Why, you ask? Because of barking.

Last night around midnight, I heard barking across the hall.
It was my daughter, it was Croup.

When I pulled out last year’s humidifier from our hall closet…it looked like it was hit with the Black Plague. (That was disappointing.) In a flash, my husband was gone to buy a new one. Meanwhile, I lay with her next to me in our bed, pulling her warm, feverish body close to mine. “Shhh,” I whispered. “It’s okay.”

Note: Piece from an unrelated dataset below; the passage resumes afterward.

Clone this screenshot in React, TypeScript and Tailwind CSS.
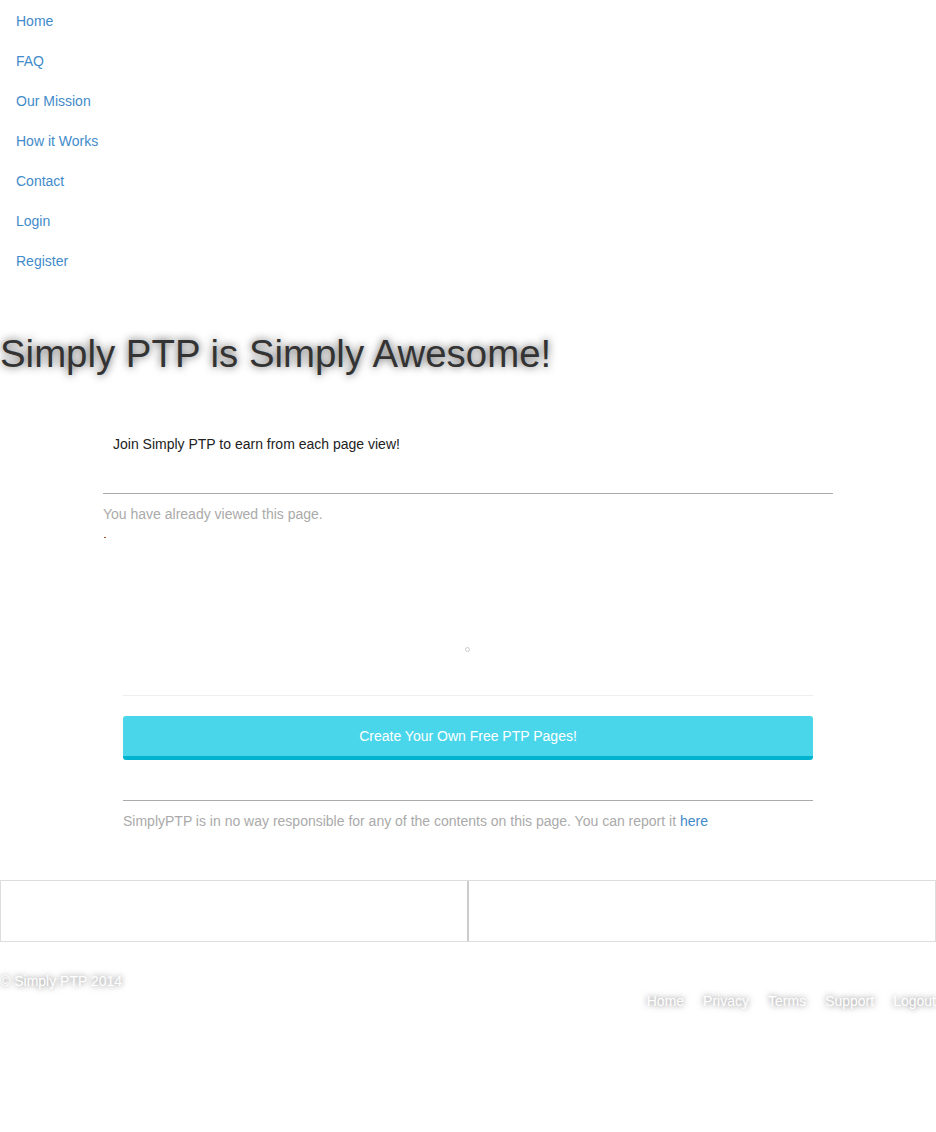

My husband must have bought an industrial grade model. Because let me tell you, it felt like a SWAMP in our bedroom last night. I swear I felt raindrops at one point as the whole water cycle was happening in our bedroom. I mean, it was thick in there.

But she could breathe.
And that’s all that mattered.

This morning, as she and I stayed home from church, I popped in a live DVD performance of Bethel Music’s, “You Make Me Brave.” And who should appear on the stage, but Kari Jobe. “Ah!” I thought, “I could be seeing her tonight!”

But alas. Here we were. Her in her pajamas, and I in my sweats. In a steamy house. Steamy like the fog that was wafting on the stage where Kari Jobe was singing on the TV screen, steamy like the arena where she would be singing tonight.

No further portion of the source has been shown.